Brent crude slips to $71.53 a barrel in July 2 trading
Brent oil was down 1.58% from the prior morning, though still 1.83% above its level a year earlier, Fortune reported.
By Sofia Marchetti · World Affairs Correspondent
3 min read
Brent crude traded at $71.53 a barrel at 9:40 a.m. Eastern on July 2, Fortune reported, putting the global benchmark below its prior-day level. The price matters for consumers because Fortune said crude oil is typically the largest single component of retail gasoline prices and can affect broader costs through energy and shipping.
The July 2 Brent price was $1.15 lower than the $72.68 recorded the previous morning, a decline of 1.58%, according to Fortune. Compared with one month earlier, when Fortune listed Brent at $98.48, the benchmark was down 27.36%.
Fortune reported that oil remained slightly higher than a year ago. The July 2 price was $1.29 above the $70.24 level from the same point last year, a gain of 1.83%.
What can move oil prices
Fortune said oil prices can change quickly because the market responds to supply and demand as well as expectations about future supply and demand.
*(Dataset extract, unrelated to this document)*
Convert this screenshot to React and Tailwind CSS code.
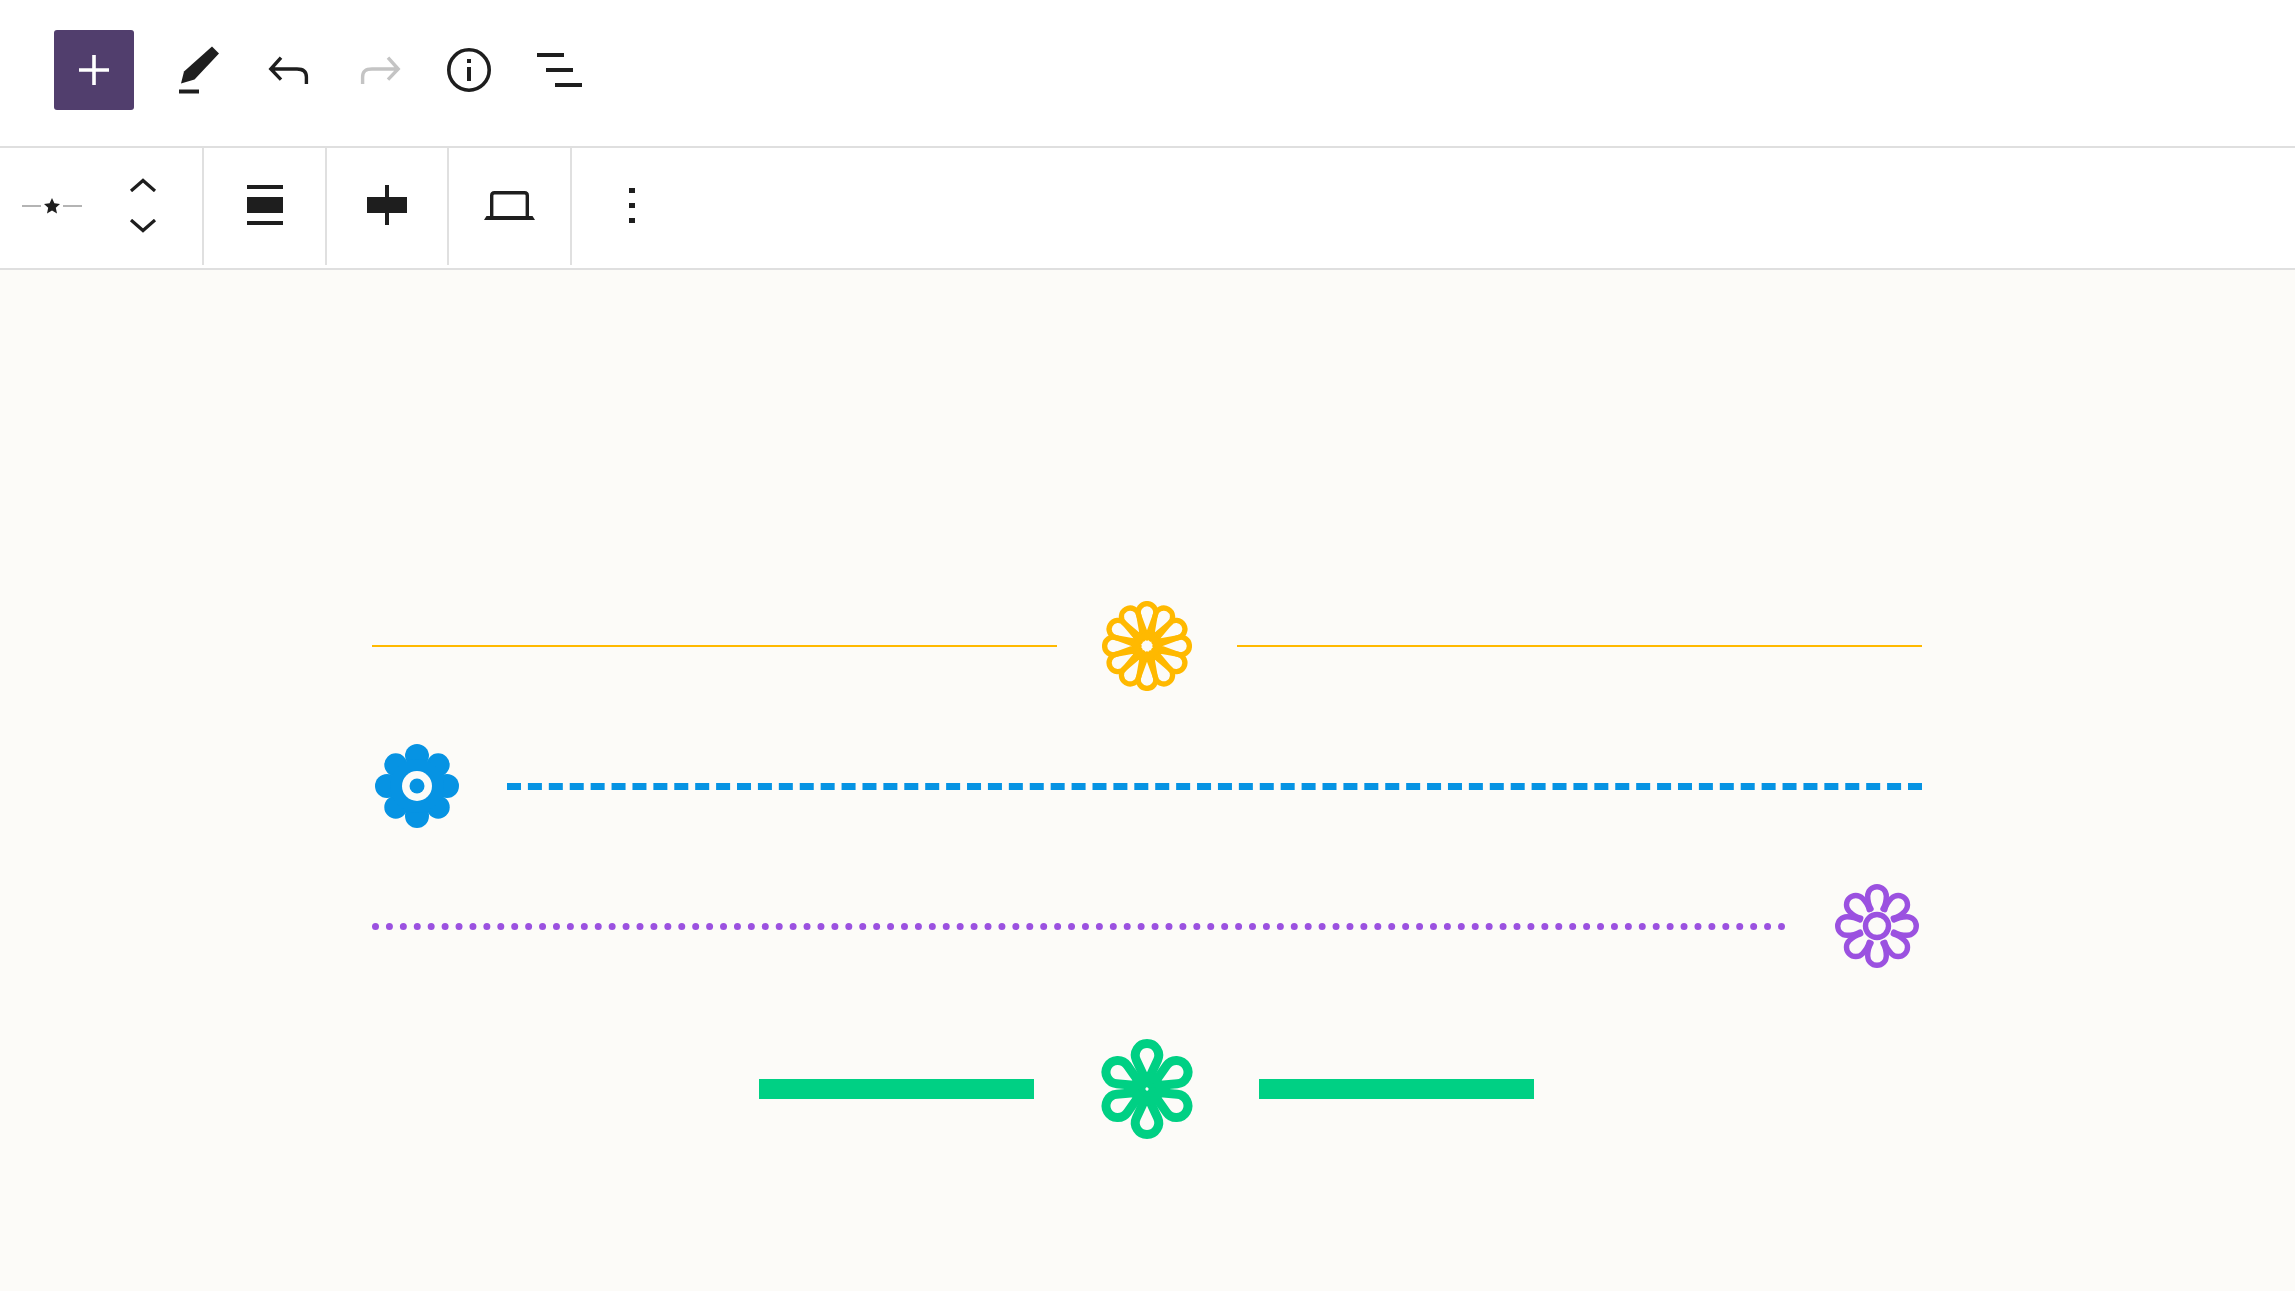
// petal closed at a point near the hub, round at the outer end
function teardrop(c, tipR, arcR, r) {
  const d = arcR - tipR;
  const sin = r / d;
  const cos = Math.sqrt(1 - sin * sin);
  const cy = c - arcR;
  return `M${c} ${c - tipR}L${c - r * cos} ${cy + r * sin}A${r} ${r} 0 1 1 ${c + r * cos} ${cy + r * sin}Z`;
}

function Flower({ size, count, petal, strokeWidth, className, children }) {
  const c = size / 2;
  const petals = [];
  for (let i = 0; i < count; i++) {
    petals.push(
      <path
        key={i}
        d={petal}
        transform={`rotate(${(360 / count) * i} ${c} ${c})`}
        fill="none"
        stroke="currentColor"
        strokeWidth={strokeWidth}
        strokeLinecap="round"
        strokeLinejoin="round"
      />
    );
  }
  return (
    <svg viewBox={`0 0 ${size} ${size}`} className={`shrink-0 ${className}`}>
      {petals}
      {children}
    </svg>
  );
}

function TopToolbar() {
  return (
    <div className="h-[148px] bg-white border-b-2 border-[#dfdfdf] flex items-center pl-[54px] pb-[6px] shrink-0">
      <button className="w-[80px] h-[80px] rounded-[3px] bg-[#513e6d] flex items-center justify-center">
        <svg viewBox="0 0 30 30" className="w-[30px] h-[30px]" fill="#fff">
          <path d="M13.200 0h3.600v13.200H30v3.600H16.800V30h-3.600V16.800H0v-3.600h13.200z" />
        </svg>
      </button>
      <svg viewBox="0 0 48 48" className="w-[48px] h-[48px] ml-[41px] text-[#1e1e1e]" fill="currentColor">
        <path d="M37 .5 44 7.500 19.500 33.500 6 37.500 9 25.500z" />
        <path d="M4 43.500h20v4H4z" />
      </svg>
      <svg viewBox="0 0 24 24" className="w-[48px] h-[48px] ml-[42px] text-[#1e1e1e]" fill="none" stroke="currentColor" strokeWidth="1.7">
        <path d="M8 5.800 2.900 11.500 8 16.800M3 11.500h13c3 0 4.700 1 4.700 4v3.500" />
      </svg>
      <svg viewBox="0 0 24 24" className="w-[48px] h-[48px] ml-[43px] text-[#c4c4c4]" fill="none" stroke="currentColor" strokeWidth="1.7">
        <path d="M16 5.800 21.100 11.500 16 16.800M21 11.500H8c-3 0-4.700 1-4.700 4v3.500" />
      </svg>
      <svg viewBox="0 0 24 24" className="w-[48px] h-[48px] ml-[41px] text-[#1e1e1e]" fill="none" stroke="currentColor" strokeWidth="1.8">
        <circle cx="12" cy="12" r="10.100" />
        <path d="M12 10.500v7" strokeWidth="2" />
        <path d="M12 6.500v2" strokeWidth="2" />
      </svg>
      <svg viewBox="0 0 48 48" className="w-[48px] h-[48px] ml-[42px] text-[#1e1e1e]" fill="currentColor">
        <path d="M2 7h27v4H2zM11 22h27v4H11zM20 37h27v4H20z" />
      </svg>
    </div>
  );
}

function BlockToolbar() {
  return (
    <div className="h-[122px] bg-white border-b-2 border-[#dfdfdf] flex items-stretch shrink-0 text-[#1e1e1e]">
      <div className="w-[204px] border-r-2 border-[#e0e0e0] mb-[3px] pb-[2px] flex items-center">
        <svg viewBox="0 0 60 16" className="w-[60px] h-[16px] ml-[22px]">
          <path d="M0 8h19M41 8h19" stroke="#b4b4b4" strokeWidth="2" />
          <path d="m30 0 2.400 5.300 5.600.6-4.200 3.800 1.200 5.800-5-3-5 3 1.200-5.800L22 5.900l5.600-.6z" fill="#1e1e1e" />
        </svg>
        <div className="ml-[47px] flex flex-col gap-[27px]">
          <svg viewBox="0 0 28 14" className="w-[28px] h-[14px]" fill="none" stroke="currentColor" strokeWidth="3.200">
            <path d="M2 13 14 2.500 26 13" />
          </svg>
          <svg viewBox="0 0 28 14" className="w-[28px] h-[14px]" fill="none" stroke="currentColor" strokeWidth="3.200">
            <path d="M2 1 14 11.500 26 1" />
          </svg>
        </div>
      </div>
      <div className="w-[123px] border-r-2 border-[#e0e0e0] mb-[3px] pb-[3px] flex items-center justify-center">
        <div className="w-[36px] flex flex-col gap-[8px]">
          <div className="h-[4px] bg-[#1e1e1e]" />
          <div className="h-[16px] bg-[#1e1e1e]" />
          <div className="h-[4px] bg-[#1e1e1e]" />
        </div>
      </div>
      <div className="w-[122px] border-r-2 border-[#e0e0e0] mb-[3px] pb-[3px] flex items-center justify-center">
        <svg viewBox="0 0 40 40" className="w-[40px] h-[40px]" fill="currentColor">
          <path d="M18 0h4v12h18v16H22v12h-4V28H0V12h18z" />
        </svg>
      </div>
      <div className="w-[123px] border-r-2 border-[#e0e0e0] mb-[3px] pb-[3px] flex items-center justify-center">
        <svg viewBox="0 0 51 29" className="w-[51px] h-[29px]" fill="none" stroke="currentColor">
          <path d="M7.700 26V4.500q0-2.800 2.800-2.800h30q2.800 0 2.800 2.800V26" strokeWidth="3.400" />
          <path d="M2.500 25H48.500L51 29H0z" fill="currentColor" stroke="none" />
        </svg>
      </div>
      <div className="w-[120px] flex flex-col items-center justify-center gap-[9.500px] pb-[5px]">
        <div className="w-[5.500px] h-[5.500px] bg-[#1e1e1e]" />
        <div className="w-[5.500px] h-[5.500px] bg-[#1e1e1e]" />
        <div className="w-[5.500px] h-[5.500px] bg-[#1e1e1e]" />
      </div>
    </div>
  );
}

function Canvas() {
  return (
    <div className="flex-1 bg-[#fcfbf8] flex flex-col pl-[372px] pr-[373px] pt-[331px]">
      {/* yellow */}
      <div className="flex items-center h-[90px]">
        <div className="w-[685px] h-[2px] bg-[#ffb900]" />
        <Flower
          size={90}
          count={12}
          petal={teardrop(45, 8, 33.6, 8.8)}
          strokeWidth={5.3}
          className="w-[90px] h-[90px] mx-[45px] text-[#ffb900]"
        >
          <circle cx="45" cy="45" r="10.600" fill="none" stroke="currentColor" strokeWidth="5.300" />
        </Flower>
        <div className="flex-1 h-[2px] bg-[#ffb900]" />
      </div>
      {/* blue */}
      <div className="flex items-center h-[84px] mt-[53px]">
        <svg viewBox="0 0 84 84" className="w-[84px] h-[84px] ml-[3px] shrink-0 text-[#0693e3]" fill="currentColor">
          {[0, 45, 90, 135, 180, 225, 270, 315].map((a) => (
            <circle key={a} cx="42" cy="12" r={a % 90 === 0 ? 12 : 11.5} transform={`rotate(${a} 42 42)`} />
          ))}
          <circle cx="42" cy="42" r="27" />
          <circle cx="42" cy="42" r="15" fill="#fcfbf8" />
          <circle cx="42" cy="42" r="7.500" />
        </svg>
        <div className="flex-1 ml-[48px] border-t-[7px] border-dashed border-[#0693e3]" />
      </div>
      {/* purple */}
      <div className="flex items-center h-[84px] mt-[56px]">
        <div className="flex-1 border-t-[7px] border-dotted border-[#9b51e0]" />
        <Flower
          size={84}
          count={8}
          petal="M36 25C33 20 32.700 16 32.700 12A9.300 9.300 0 0 1 51.300 12C51.300 16 51 20 48 25"
          strokeWidth={5.4}
          className="w-[84px] h-[84px] ml-[49px] mr-[3px] text-[#9b51e0]"
        >
          <circle cx="42" cy="42" r="11.500" fill="none" stroke="currentColor" strokeWidth="5.400" />
        </Flower>
      </div>
      {/* green */}
      <div className="flex items-center h-[100px] mt-[71px] ml-[387px]">
        <div className="w-[275px] h-[20px] bg-[#00d084]" />
        <Flower
          size={100}
          count={6}
          petal={teardrop(50, 6, 33.8, 11.7)}
          strokeWidth={9}
          className="w-[100px] h-[100px] mx-[62.500px] text-[#00d084]"
        >
          <circle cx="50" cy="50" r="12.500" fill="none" stroke="currentColor" strokeWidth="8.400" />
        </Flower>
        <div className="w-[275px] h-[20px] bg-[#00d084]" />
      </div>
    </div>
  );
}

export default function App() {
  return (
    <div className="w-[2295px] h-[1291px] flex flex-col overflow-hidden">
      <TopToolbar />
      <BlockToolbar />
      <Canvas />
    </div>
  );
}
The publication identified geopolitics, OPEC+ decisions, recession fears, wars and other disruptions as factors that can affect trading.
In the United States, Fortune said policy toward drilling can also influence prices by shaping expectations for future supply. Fortune cited the Trump administration’s 2025 move to reopen more than 1.5 million acres in the Coastal Plain of the Arctic National Wildlife Refuge for oil and gas leasing, reversing a Biden administration policy that had limited Arctic drilling.
How crude reaches the pump
Fortune reported that a gallon of gasoline includes more than the cost of crude oil. Drivers also pay costs tied to refining, wholesale distribution, taxes and station-level markups, according to the publication.
Because crude oil often represents more than half the retail price of gasoline, Fortune said rising oil prices tend to show up quickly at the pump. Price declines can take longer to reach consumers, a pattern Fortune described as the “rockets and feathers” effect.
Fortune also linked oil prices to inflation pressures. When oil costs rise, heating, gas utilities and transportation can become more expensive, and shipping costs can feed into the price of goods such as groceries, the publication reported.
Benchmarks and reserves
Fortune said oil markets generally follow two main benchmarks: Brent crude, the leading global reference, and West Texas Intermediate, the main North American benchmark. Brent is often used to assess global oil trends because it prices much of the world’s traded crude, Fortune reported.
The U.S. Energy Information Administration now uses Brent as its main reference in its Annual Energy Outlook, Fortune reported. Fortune said Brent’s history has included sharp increases tied to wars and supply cuts, as well as steep drops linked to recessions and oversupply.
Fortune also described the U.S. Strategic Petroleum Reserve as an emergency crude stockpile meant to support energy security during events such as sanctions, severe storm damage or war. The reserve can soften sharp price spikes after supply shocks, but Fortune characterized it as a short-term safeguard rather than a long-term fix.
Oil and natural gas prices can also affect each other, Fortune reported. If oil becomes more expensive, some industries may switch certain operations to natural gas where they can, increasing demand for that fuel.
This story draws on original reporting from Fortune.